2. LOOK AT WHAT’S WORKING. Always start with positive reinforcement. Briefly focus on something positive the rep did since your last meeting offer authentic, heartfelt praise. Don’t offer fake praise! That will undermine the bonding and rapport necessary for a good check-in meeting. Many managers look at one-on-one meetings as an excuse to closely evaluate mistakes the salesperson made. That’s a meeting no salesperson looks forward to. By focusing on something the salesperson did well, you ensure that that behavior will be repeated!

3. DISCUSS THE LAST MEETING’S ACTION ITEMS … AND PREVIEW ITEMS FOR THIS WEEK. Follow through and check in on the status of any specific commitments the rep made to you during your last meeting. Identify any to-do items you want to be sure the rep accomplishes before your next meeting.

4. TALK ABOUT THE COOKBOOK. Your salesperson should have a clear behavioral plan outlining specific, measurable business development activities that he or she is accountable for performing on a daily and weekly basis. Think of this as a cookbook – a recipe for success. (For more on the cookbook concept, see this video.) Examine the performance numbers together. Discuss their implications for the salesperson’s, and the team’s, income when the measured behaviors are extrapolated over the month, quarter, and year.
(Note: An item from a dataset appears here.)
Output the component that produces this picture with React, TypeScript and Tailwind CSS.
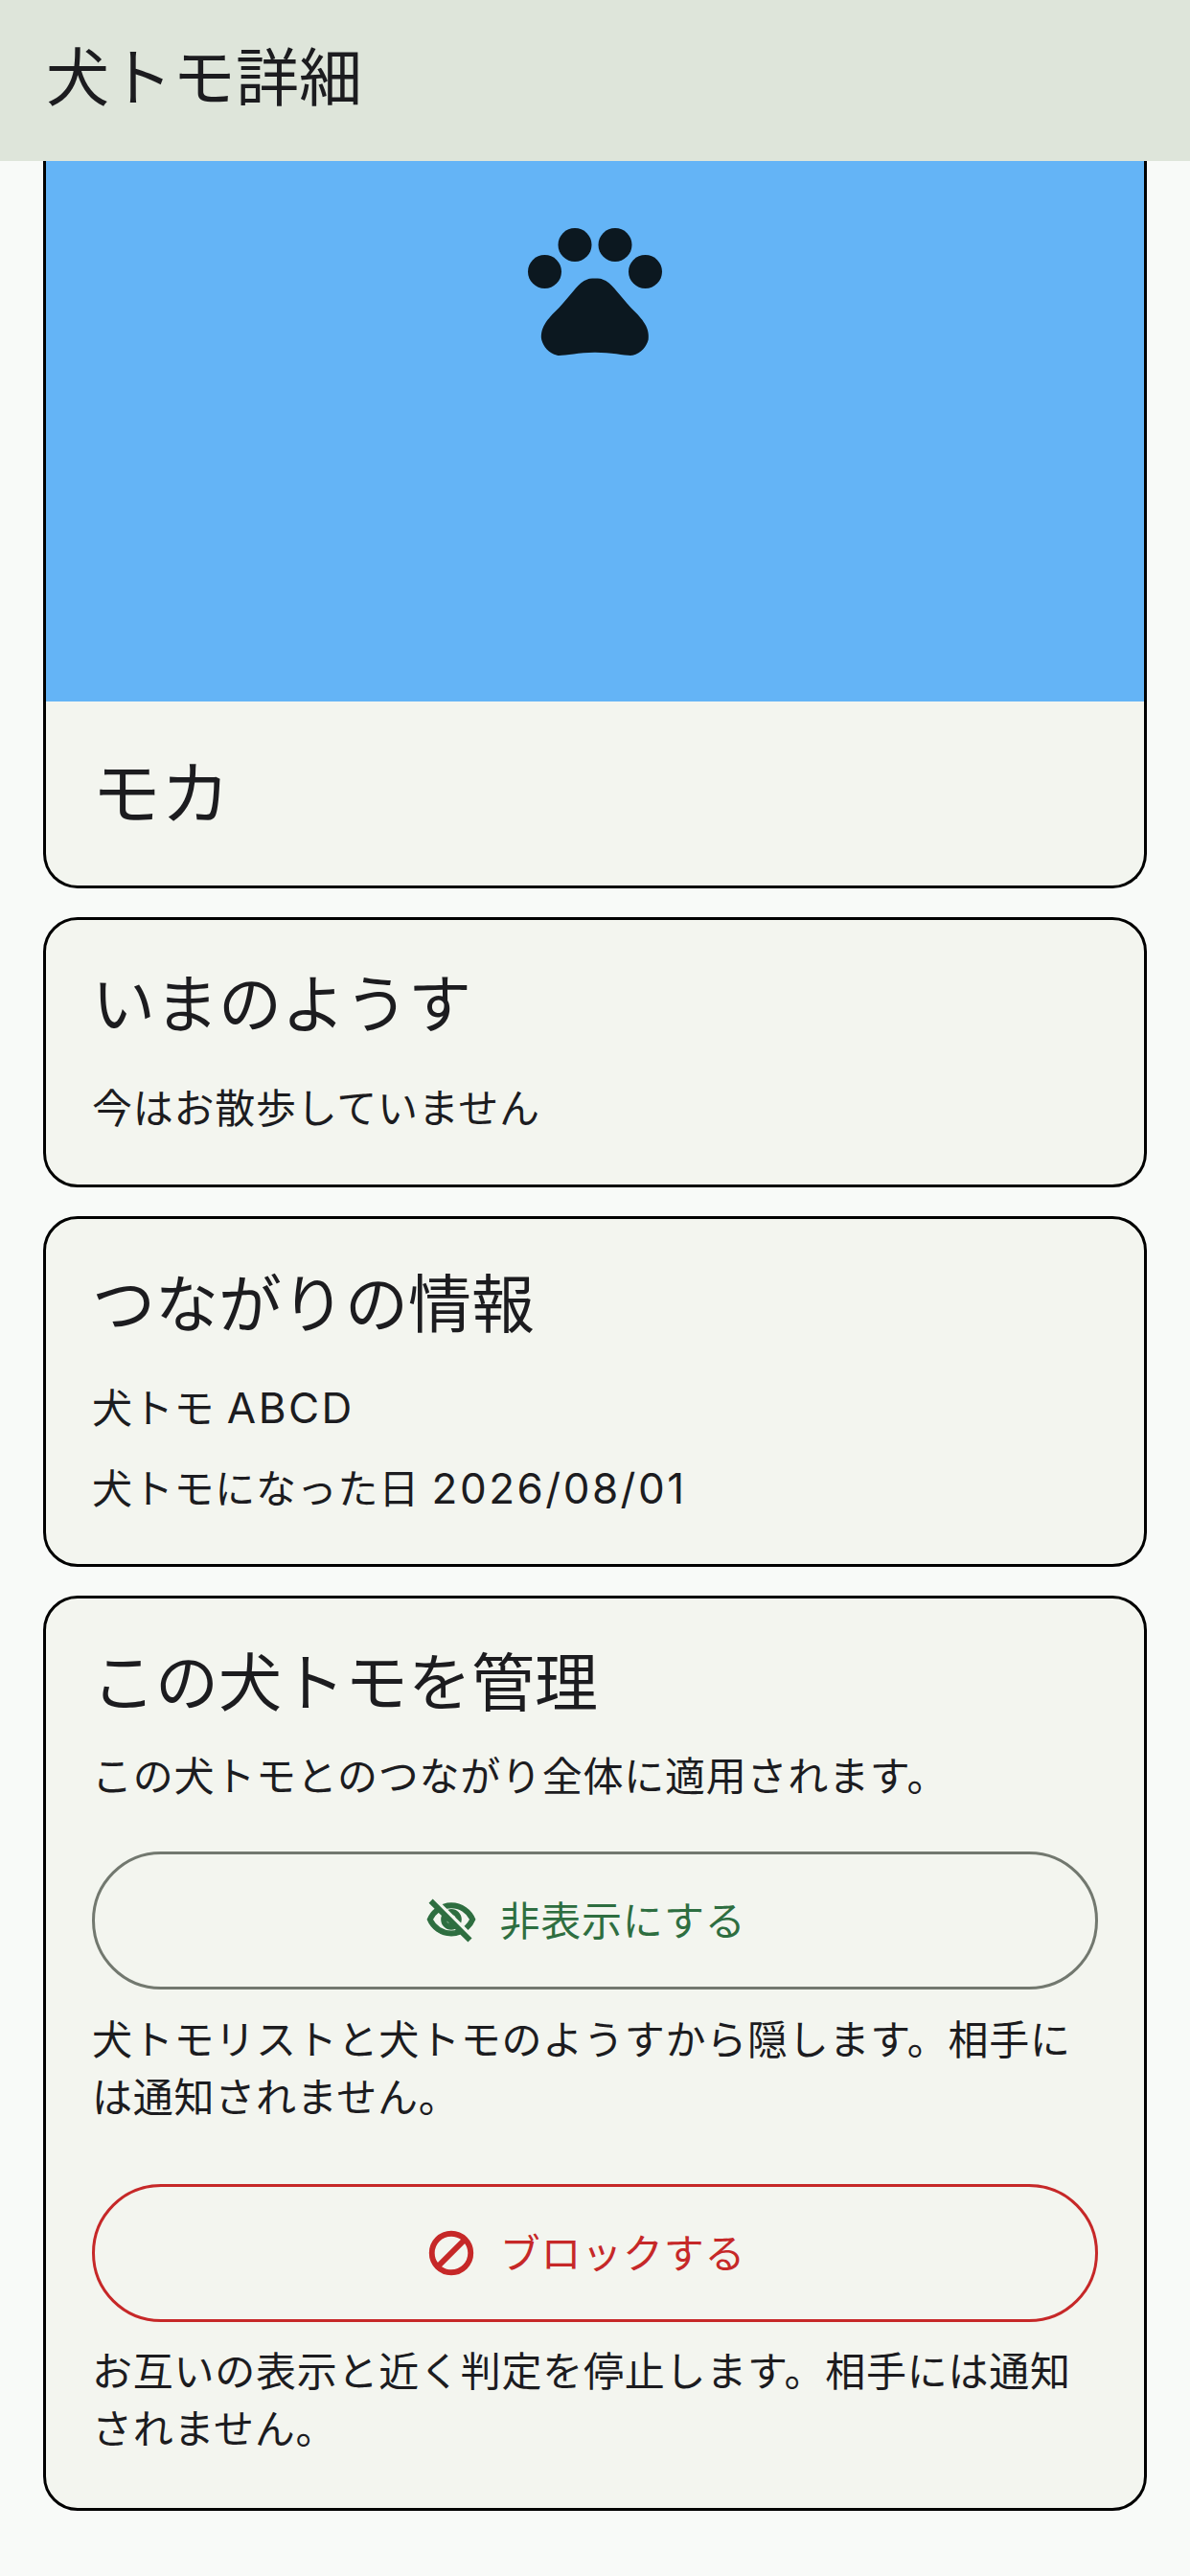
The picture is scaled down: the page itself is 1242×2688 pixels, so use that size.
import { MdPets } from "react-icons/md";

const font = { fontFamily: 'Inter, "Noto Sans CJK JP", "Noto Sans", sans-serif' };

function Card({ children }: { children: React.ReactNode }) {
  return (
    <section className="rounded-[36px] border-[3px] border-black bg-[#f3f5ef] px-[48px]">
      {children}
    </section>
  );
}

function EyeOffIcon() {
  return (
    <svg viewBox="0 0 24 24" className="h-[54px] w-[54px]" fill="currentColor" stroke="currentColor" strokeWidth={0.6}>
      <path d="M12 6c3.79 0 7.17 2.13 8.82 5.5-.59 1.22-1.42 2.27-2.41 3.12l1.41 1.41c1.39-1.23 2.49-2.77 3.18-4.53C21.27 7.11 17 4 12 4c-1.27 0-2.49.2-3.64.57l1.65 1.65C10.66 6.09 11.32 6 12 6zm-1.07 1.14L13 9.21c.57.25 1.03.71 1.28 1.28l2.07 2.07c.08-.34.14-.7.14-1.07C16.5 9.01 14.48 7 12 7c-.37 0-.72.05-1.07.14zM2.01 3.87l2.68 2.68C3.06 7.83 1.77 9.53 1 11.5 2.73 15.89 7 19 12 19c1.52 0 2.98-.29 4.32-.82l3.42 3.42 1.41-1.41L3.42 2.45 2.01 3.87zm7.5 7.5l2.61 2.61c-.04.01-.08.02-.12.02-1.38 0-2.5-1.12-2.5-2.5 0-.05.01-.08.01-.13zm-3.4-3.4l1.75 1.75c-.23.55-.36 1.15-.36 1.78 0 2.48 2.02 4.5 4.5 4.5.63 0 1.23-.13 1.77-.36l.98.98c-.88.24-1.8.38-2.75.38-3.79 0-7.17-2.13-8.82-5.5.7-1.43 1.72-2.61 2.93-3.53z" />
    </svg>
  );
}

function BlockIcon() {
  return (
    <svg viewBox="0 0 24 24" className="h-[54px] w-[54px]" fill="currentColor" stroke="currentColor" strokeWidth={0.6}>
      <path d="M12 2C6.48 2 2 6.48 2 12s4.48 10 10 10 10-4.48 10-10S17.52 2 12 2zM4 12c0-4.42 3.58-8 8-8 1.85 0 3.55.63 4.9 1.69L5.69 16.9C4.63 15.55 4 13.85 4 12zm8 8c-1.85 0-3.55-.63-4.9-1.69L18.31 7.1C19.37 8.45 20 10.15 20 12c0 4.42-3.58 8-8 8z" />
    </svg>
  );
}

export default function App() {
  return (
    <div style={font} className="min-h-[2688px] w-[1242px] bg-[#f8faf8] text-[#1c1c1f]">
      <header className="flex h-[168px] items-center bg-[#dee5da] pb-[6px] pl-[48px]">
        <h1 className="text-[66px] leading-none">犬トモ詳細</h1>
      </header>

      <main className="flex flex-col gap-[30px] px-[45px]">
        <section className="overflow-hidden rounded-b-[36px] border-[3px] border-t-0 border-black bg-[#f3f5ef]">
          <div className="flex h-[564px] justify-center bg-[#64b4f6] pt-[49px] text-[#0c1820]">
            <MdPets size={168} />
          </div>
          <div className="flex h-[192px] items-center px-[48px]">
            <h2 className="text-[72px] leading-none">モカ</h2>
          </div>
        </section>

        <Card>
          <div className="h-[276px] pt-[55px]">
            <h2 className="text-[66px] leading-none">いまのようす</h2>
            <p className="mt-[55px] text-[42px] leading-none tracking-[0.75px]">今はお散歩していません</p>
          </div>
        </Card>

        <Card>
          <div className="h-[360px] pt-[56px]">
            <h2 className="text-[66px] leading-none">つながりの情報</h2>
            <p className="mt-[53px] text-[42px] leading-none tracking-[0.75px]">
              犬トモ <span className="text-[44px] tracking-[2.5px]">ABCD</span>
            </p>
            <p className="mt-[40px] text-[42px] leading-none tracking-[0.75px]">
              犬トモになった日 <span className="text-[44px] tracking-[2.5px]">2026/08/01</span>
            </p>
          </div>
        </Card>

        <Card>
          <div className="pt-[55px] pb-[52px]">
            <h2 className="text-[66px] leading-none">この犬トモを管理</h2>
            <p className="mt-[44px] text-[42px] leading-none tracking-[0.75px]">この犬トモとのつながり全体に適用されます。</p>

            <button className="mt-[57px] flex h-[144px] w-full items-center justify-center gap-[24px] rounded-full border-[3px] border-[#72786f] pr-[20px] text-[42px] tracking-[0.75px] text-[#2e6e40]">
              <EyeOffIcon />
              非表示にする
            </button>
            <p className="mt-[23px] text-[42px] leading-[60px] tracking-[0.75px]">
              犬トモリストと犬トモのようすから隠します。相手には通知されません。
            </p>

            <button className="mt-[60px] flex h-[144px] w-full items-center justify-center gap-[24px] rounded-full border-[3px] border-[#c62828] pr-[20px] text-[42px] tracking-[0.75px] text-[#c62828]">
              <BlockIcon />
              ブロックする
            </button>
            <p className="mt-[22px] text-[42px] leading-[60px] tracking-[0.75px]">
              お互いの表示と近く判定を停止します。相手には通知されません。
            </p>
          </div>
        </Card>
      </main>
    </div>
  );
}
5. GET A CLEAR VERBAL COMMITMENT. Near the end of this brief meeting, you will probably have identified one or two particularly important things that you definitely want to see some action on before the two of you get together again. In the moments before you wrap up, set expectations by asking for a clear verbal commitment that the salesperson will take action in these one or two critical areas. Hearing the salesperson speak the actual words is important. When people commit to something verbally, they are far more likely to get it done!

Cover these five key areas in each and every one of your check-in meetings, and you’ll keep your team on track!